Synopses & Reviews
The role of natural magic in the rise of seventeenth-century experimental science has been the subject of lively controversy for several decades. Now Penelope Gouk introduces a new element into the debate: how music mediated between these two domains. Arguing that changing musical practice in sixteenth-century Europe affected seventeenth-century English thought on science and magic, she maps the various relationships among these apparently separate disciplines.
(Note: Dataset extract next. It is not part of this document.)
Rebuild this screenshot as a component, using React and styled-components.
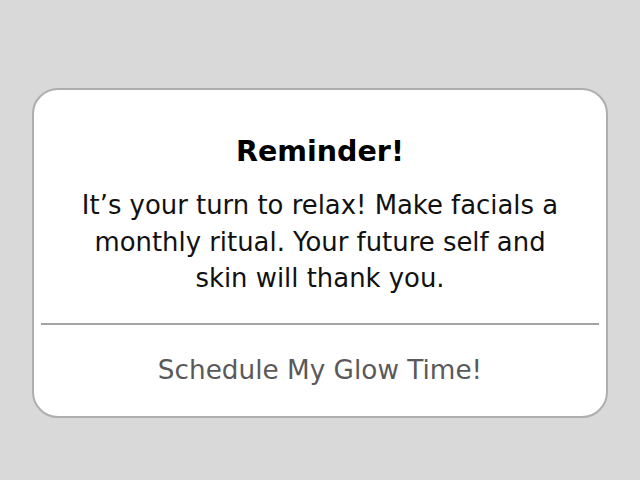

Gouk explores these relationships in several ways. She adopts the methods of social geography to discuss the disciplinary, social, and intellectual overlapping of music, science, and natural magic. She gives a historical account of the emergence of acoustics in English science, the harmonically based physics of Robert Hooke, and the position of harmonics within Newton's transformation of natural philosophy. And she provides a gallery of images in which contemporary representations of instruments, practices, and concepts demonstrate the way in which musical models informed and transformed those of natural philosophy. Gouk shows that as the "occult" features of music became subject to the new science of experimentation, and as their causes became evident, so natural magic was pushed outside the realms of scientific discourse.
What influence did music have in the domains of natural magic and early modern experimental science? In this highly original book, Penelope Gouk argues that developments in sixteenth-century musical practices changed English thought on science and magic in the next century. Her exploration of the relationships among these apparently separate disciplines sheds new light on the history of each.
Includes bibliographical references (p. 283-293) and index.